By moving beyond the spreadsheet, advertising leaders can reclaim the hours lost to manual reporting and gain deeper insights that drive better outcomes. A Data Analyst Agent doesn’t just make reporting faster – it makes it smarter. It tells you why your metrics are moving and how you can improve them, all while giving you a panoramic view of your marketing performance. In an era where every impression and click matters to the bottom line, these advantages can be the difference between falling behind and leading the pack.

FAQ – Data Analysts Agents in Action

How does a Data Analyst Agent retrieve and process data?

The system reads standardized advertising data provided by other platform modules, aggregating multiple campaigns into a unified dataset for easy analysis. In essence, it pulls in data from all your connected sources and automatically organizes it into one coherent view.

How does a Data Analyst Agent generate insights from the data?

By analyzing key performance indicators (KPIs) and historical trends, the AI highlights anomalies, opportunities, and optimization strategies in textual summaries. In other words, it looks for patterns, outliers, and areas of improvement, then translates those findings into plain-language insights and graphs.

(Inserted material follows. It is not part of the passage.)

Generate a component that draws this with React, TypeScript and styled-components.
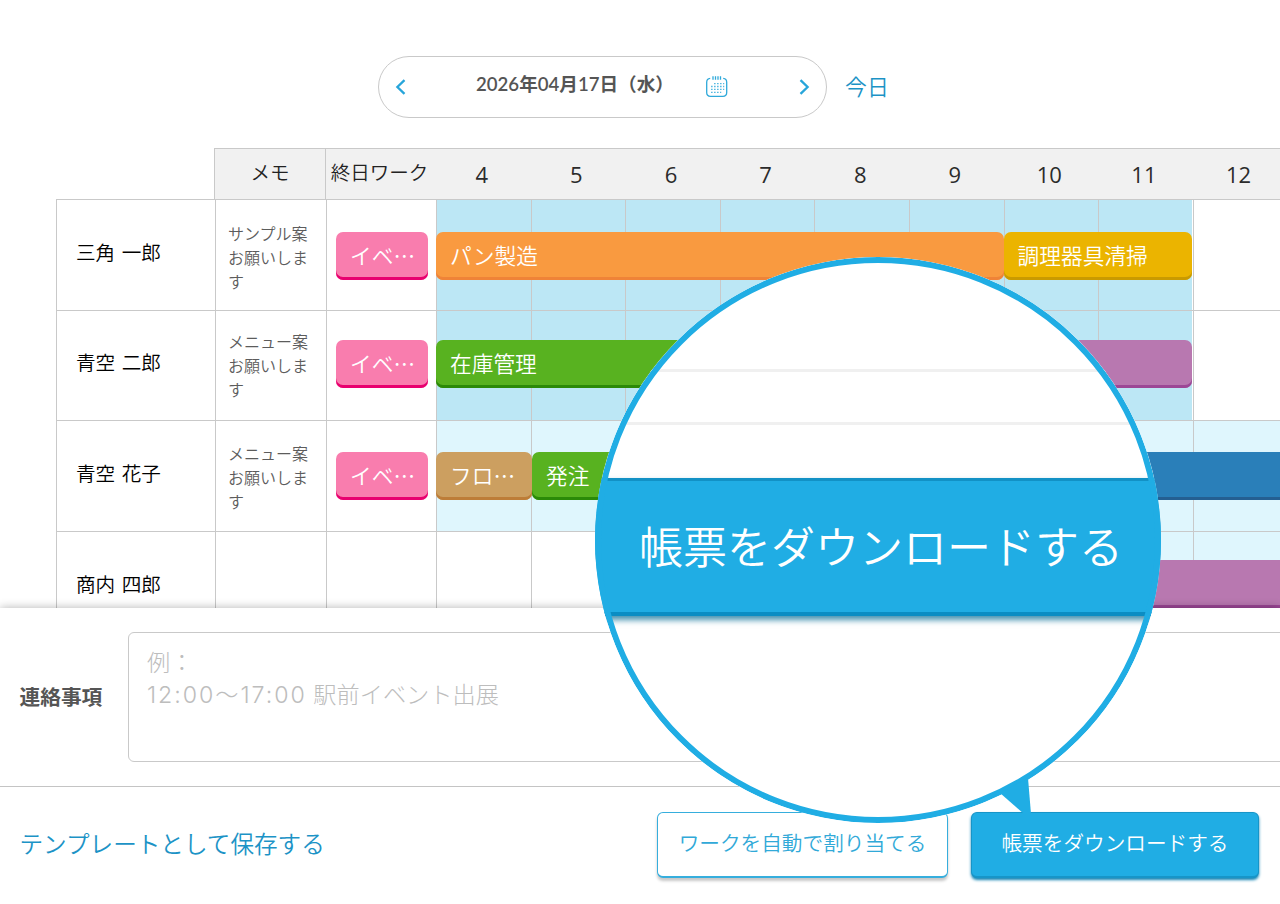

What visualization options are available?

Platforms like MINT platform support interactive bar charts, pie charts, line graphs, and heatmaps for comprehensive data representation. Users can dynamically filter and drill into data, and the visuals will update accordingly, making it easy to spot trends and compare performance across channels or segments.

How secure is a data analysis performed by an AI agent?

With enterprise-grade encryption and compliance with GDPR/CCPA, campaigns data remains secure and protected at all times. Enterprise AI Agents follow industry-best security practices and privacy regulations, so sensitive campaign data is handled with robust protections equivalent to those in top-tier enterprise environments.